In a starred review, Publishers Weekly wrote that the novel "[blends] elements of classic noir fiction (including a Chandleresque narrative voice) and fantastic acts of terroristic martyrdom..." The review called the novel "an unforgettable portrait of a place and a person trapped between two worlds and two cultures." Marlene Harris of Library Journal also gave the novel a starred review, calling it a "highly recommended hardboiled fantasy mystery." Harris recommended the novel for fans of the works of P. Djèlí Clark, Nnedi Okorafor, and Moses Ose Utomi.

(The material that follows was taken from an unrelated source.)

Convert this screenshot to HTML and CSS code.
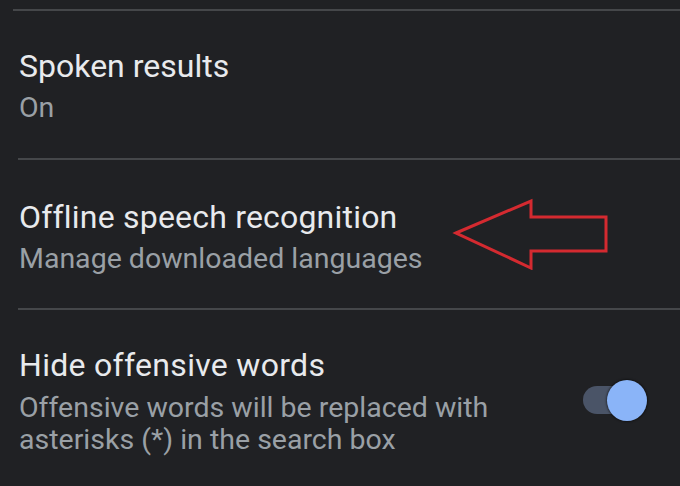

Abergale Shep of Grimdark Magazine praised the novel's worldbuilding, stating that "as readers are taken through dark alleys, shisha parlours and Ethnic Quarters designed to house the indigenous population, they are witnesses to the injustices against marginalised communities everywhere." Shep concluded that the novel "perfectly balances its hard-boiled and fantasy-noir elements, and somehow still manages to blend in cultural nuances throughout."

Gary K. Wolfe of Locus commented on the way in which the story blurs genre lines. Wolfe stated that "The novel’s opening scene ... is pure hard-boiled PI fiction reminiscent of the Dashiell Hammett mode..." Wolfe later commented that "Despite its hardboiled trappings and its almost Gothic (but judiciously employed) fantasy elements, Harmattan Season mixes genres in a way not quite like any other novel I’ve read." Similarly, Alex Brown of Reactor stated that the novel "blends hardboiled detective noir with fantasy with alternate history, and the resulting mix is something wholly original." Brown stated that "Each year there are a handful of books that truly deserve to be called a “must-read," and this, without a doubt, is one of them."

The novel was nominated for a 2026 Ignyte Award for Outstanding Adult Novel.